**Your task**:
Quote the data below in full, minus the images.
┄┄┄┄┄┄
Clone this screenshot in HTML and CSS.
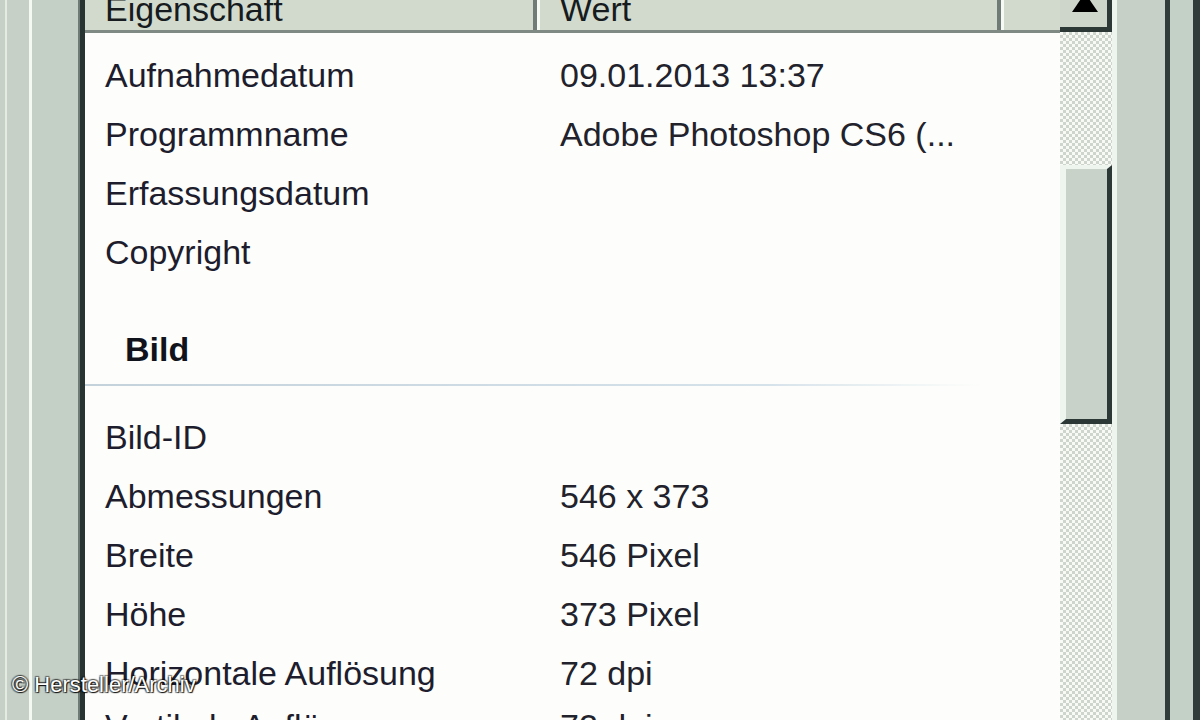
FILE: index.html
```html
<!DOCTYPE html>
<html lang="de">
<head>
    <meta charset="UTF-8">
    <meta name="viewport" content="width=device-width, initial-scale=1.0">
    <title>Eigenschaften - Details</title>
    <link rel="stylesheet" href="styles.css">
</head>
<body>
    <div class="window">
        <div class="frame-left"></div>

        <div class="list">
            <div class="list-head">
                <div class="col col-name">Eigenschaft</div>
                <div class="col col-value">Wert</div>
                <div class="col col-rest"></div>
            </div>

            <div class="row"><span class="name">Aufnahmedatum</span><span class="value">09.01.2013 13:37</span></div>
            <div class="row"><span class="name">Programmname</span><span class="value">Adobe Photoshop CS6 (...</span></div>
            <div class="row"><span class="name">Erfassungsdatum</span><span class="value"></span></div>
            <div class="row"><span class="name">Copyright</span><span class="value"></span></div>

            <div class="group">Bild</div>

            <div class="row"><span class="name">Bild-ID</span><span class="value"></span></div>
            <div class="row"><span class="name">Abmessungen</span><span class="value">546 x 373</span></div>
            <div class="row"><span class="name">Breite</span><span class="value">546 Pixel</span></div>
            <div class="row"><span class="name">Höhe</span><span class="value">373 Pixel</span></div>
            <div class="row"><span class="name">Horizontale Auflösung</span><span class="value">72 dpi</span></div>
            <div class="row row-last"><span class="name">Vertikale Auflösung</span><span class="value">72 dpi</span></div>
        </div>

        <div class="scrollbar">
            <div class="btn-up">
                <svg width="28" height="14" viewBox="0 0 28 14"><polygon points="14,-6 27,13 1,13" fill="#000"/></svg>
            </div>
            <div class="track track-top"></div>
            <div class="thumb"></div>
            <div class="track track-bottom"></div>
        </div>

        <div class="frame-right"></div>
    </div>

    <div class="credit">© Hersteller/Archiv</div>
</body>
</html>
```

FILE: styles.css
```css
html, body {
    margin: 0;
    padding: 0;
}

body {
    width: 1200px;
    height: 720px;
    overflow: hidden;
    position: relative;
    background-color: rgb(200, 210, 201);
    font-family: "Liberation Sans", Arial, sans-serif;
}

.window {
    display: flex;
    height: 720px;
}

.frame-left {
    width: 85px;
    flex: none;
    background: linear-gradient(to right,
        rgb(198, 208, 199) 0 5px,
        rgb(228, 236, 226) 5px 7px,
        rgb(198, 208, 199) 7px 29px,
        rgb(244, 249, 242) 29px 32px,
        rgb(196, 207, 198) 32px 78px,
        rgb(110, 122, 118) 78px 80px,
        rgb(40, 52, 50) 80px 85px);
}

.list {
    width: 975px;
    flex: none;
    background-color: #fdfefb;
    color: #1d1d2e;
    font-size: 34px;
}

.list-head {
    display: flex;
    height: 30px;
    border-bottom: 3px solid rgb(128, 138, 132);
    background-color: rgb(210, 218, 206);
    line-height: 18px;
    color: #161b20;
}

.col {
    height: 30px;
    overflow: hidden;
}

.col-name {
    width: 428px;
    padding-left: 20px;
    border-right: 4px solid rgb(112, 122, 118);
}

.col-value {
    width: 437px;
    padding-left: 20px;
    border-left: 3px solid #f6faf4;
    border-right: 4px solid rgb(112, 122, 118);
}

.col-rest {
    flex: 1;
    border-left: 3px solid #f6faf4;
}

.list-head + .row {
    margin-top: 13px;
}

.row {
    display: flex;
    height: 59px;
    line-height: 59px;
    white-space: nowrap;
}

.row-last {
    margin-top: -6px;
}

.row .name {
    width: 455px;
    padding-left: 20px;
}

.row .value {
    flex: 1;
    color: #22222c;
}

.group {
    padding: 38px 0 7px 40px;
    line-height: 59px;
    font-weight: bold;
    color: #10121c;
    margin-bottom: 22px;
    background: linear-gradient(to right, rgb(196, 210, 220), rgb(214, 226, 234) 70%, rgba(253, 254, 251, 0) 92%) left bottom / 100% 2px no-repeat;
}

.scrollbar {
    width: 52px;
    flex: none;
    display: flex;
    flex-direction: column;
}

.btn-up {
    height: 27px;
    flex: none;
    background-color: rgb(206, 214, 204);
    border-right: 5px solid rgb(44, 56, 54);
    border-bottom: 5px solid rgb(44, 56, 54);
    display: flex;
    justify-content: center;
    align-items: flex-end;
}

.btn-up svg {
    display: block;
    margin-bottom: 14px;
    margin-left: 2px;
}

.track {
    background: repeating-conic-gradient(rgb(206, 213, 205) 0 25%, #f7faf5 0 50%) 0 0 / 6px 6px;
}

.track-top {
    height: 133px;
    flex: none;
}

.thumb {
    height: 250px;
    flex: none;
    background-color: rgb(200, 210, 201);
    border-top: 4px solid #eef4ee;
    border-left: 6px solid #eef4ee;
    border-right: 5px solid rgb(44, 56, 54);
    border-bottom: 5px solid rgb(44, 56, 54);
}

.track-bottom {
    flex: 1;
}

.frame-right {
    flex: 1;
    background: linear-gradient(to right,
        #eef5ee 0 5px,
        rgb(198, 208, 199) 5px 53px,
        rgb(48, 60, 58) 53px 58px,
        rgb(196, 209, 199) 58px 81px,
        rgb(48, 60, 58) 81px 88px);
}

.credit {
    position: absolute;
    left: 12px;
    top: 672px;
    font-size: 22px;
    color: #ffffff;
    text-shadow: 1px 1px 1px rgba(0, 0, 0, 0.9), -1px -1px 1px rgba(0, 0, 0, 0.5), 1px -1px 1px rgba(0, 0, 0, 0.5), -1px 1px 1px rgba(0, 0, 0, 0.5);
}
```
┄┄┄┄┄┄
**Exercise output**:
Clone this screenshot in HTML and CSS.
FILE: index.html
```html
<!DOCTYPE html>
<html lang="de">
<head>
    <meta charset="UTF-8">
    <meta name="viewport" content="width=device-width, initial-scale=1.0">
    <title>Eigenschaften - Details</title>
    <link rel="stylesheet" href="styles.css">
</head>
<body>
    <div class="window">
        <div class="frame-left"></div>

        <div class="list">
            <div class="list-head">
                <div class="col col-name">Eigenschaft</div>
                <div class="col col-value">Wert</div>
                <div class="col col-rest"></div>
            </div>

            <div class="row"><span class="name">Aufnahmedatum</span><span class="value">09.01.2013 13:37</span></div>
            <div class="row"><span class="name">Programmname</span><span class="value">Adobe Photoshop CS6 (...</span></div>
            <div class="row"><span class="name">Erfassungsdatum</span><span class="value"></span></div>
            <div class="row"><span class="name">Copyright</span><span class="value"></span></div>

            <div class="group">Bild</div>

            <div class="row"><span class="name">Bild-ID</span><span class="value"></span></div>
            <div class="row"><span class="name">Abmessungen</span><span class="value">546 x 373</span></div>
            <div class="row"><span class="name">Breite</span><span class="value">546 Pixel</span></div>
            <div class="row"><span class="name">Höhe</span><span class="value">373 Pixel</span></div>
            <div class="row"><span class="name">Horizontale Auflösung</span><span class="value">72 dpi</span></div>
            <div class="row row-last"><span class="name">Vertikale Auflösung</span><span class="value">72 dpi</span></div>
        </div>

        <div class="scrollbar">
            <div class="btn-up">
                <svg width="28" height="14" viewBox="0 0 28 14"><polygon points="14,-6 27,13 1,13" fill="#000"/></svg>
            </div>
            <div class="track track-top"></div>
            <div class="thumb"></div>
            <div class="track track-bottom"></div>
        </div>

        <div class="frame-right"></div>
    </div>

    <div class="credit">© Hersteller/Archiv</div>
</body>
</html>
```

FILE: styles.css
```css
html, body {
    margin: 0;
    padding: 0;
}

body {
    width: 1200px;
    height: 720px;
    overflow: hidden;
    position: relative;
    background-color: rgb(200, 210, 201);
    font-family: "Liberation Sans", Arial, sans-serif;
}

.window {
    display: flex;
    height: 720px;
}

.frame-left {
    width: 85px;
    flex: none;
    background: linear-gradient(to right,
        rgb(198, 208, 199) 0 5px,
        rgb(228, 236, 226) 5px 7px,
        rgb(198, 208, 199) 7px 29px,
        rgb(244, 249, 242) 29px 32px,
        rgb(196, 207, 198) 32px 78px,
        rgb(110, 122, 118) 78px 80px,
        rgb(40, 52, 50) 80px 85px);
}

.list {
    width: 975px;
    flex: none;
    background-color: #fdfefb;
    color: #1d1d2e;
    font-size: 34px;
}

.list-head {
    display: flex;
    height: 30px;
    border-bottom: 3px solid rgb(128, 138, 132);
    background-color: rgb(210, 218, 206);
    line-height: 18px;
    color: #161b20;
}

.col {
    height: 30px;
    overflow: hidden;
}

.col-name {
    width: 428px;
    padding-left: 20px;
    border-right: 4px solid rgb(112, 122, 118);
}

.col-value {
    width: 437px;
    padding-left: 20px;
    border-left: 3px solid #f6faf4;
    border-right: 4px solid rgb(112, 122, 118);
}

.col-rest {
    flex: 1;
    border-left: 3px solid #f6faf4;
}

.list-head + .row {
    margin-top: 13px;
}

.row {
    display: flex;
    height: 59px;
    line-height: 59px;
    white-space: nowrap;
}

.row-last {
    margin-top: -6px;
}

.row .name {
    width: 455px;
    padding-left: 20px;
}

.row .value {
    flex: 1;
    color: #22222c;
}

.group {
    padding: 38px 0 7px 40px;
    line-height: 59px;
    font-weight: bold;
    color: #10121c;
    margin-bottom: 22px;
    background: linear-gradient(to right, rgb(196, 210, 220), rgb(214, 226, 234) 70%, rgba(253, 254, 251, 0) 92%) left bottom / 100% 2px no-repeat;
}

.scrollbar {
    width: 52px;
    flex: none;
    display: flex;
    flex-direction: column;
}

.btn-up {
    height: 27px;
    flex: none;
    background-color: rgb(206, 214, 204);
    border-right: 5px solid rgb(44, 56, 54);
    border-bottom: 5px solid rgb(44, 56, 54);
    display: flex;
    justify-content: center;
    align-items: flex-end;
}

.btn-up svg {
    display: block;
    margin-bottom: 14px;
    margin-left: 2px;
}

.track {
    background: repeating-conic-gradient(rgb(206, 213, 205) 0 25%, #f7faf5 0 50%) 0 0 / 6px 6px;
}

.track-top {
    height: 133px;
    flex: none;
}

.thumb {
    height: 250px;
    flex: none;
    background-color: rgb(200, 210, 201);
    border-top: 4px solid #eef4ee;
    border-left: 6px solid #eef4ee;
    border-right: 5px solid rgb(44, 56, 54);
    border-bottom: 5px solid rgb(44, 56, 54);
}

.track-bottom {
    flex: 1;
}

.frame-right {
    flex: 1;
    background: linear-gradient(to right,
        #eef5ee 0 5px,
        rgb(198, 208, 199) 5px 53px,
        rgb(48, 60, 58) 53px 58px,
        rgb(196, 209, 199) 58px 81px,
        rgb(48, 60, 58) 81px 88px);
}

.credit {
    position: absolute;
    left: 12px;
    top: 672px;
    font-size: 22px;
    color: #ffffff;
    text-shadow: 1px 1px 1px rgba(0, 0, 0, 0.9), -1px -1px 1px rgba(0, 0, 0, 0.5), 1px -1px 1px rgba(0, 0, 0, 0.5), -1px 1px 1px rgba(0, 0, 0, 0.5);
}
```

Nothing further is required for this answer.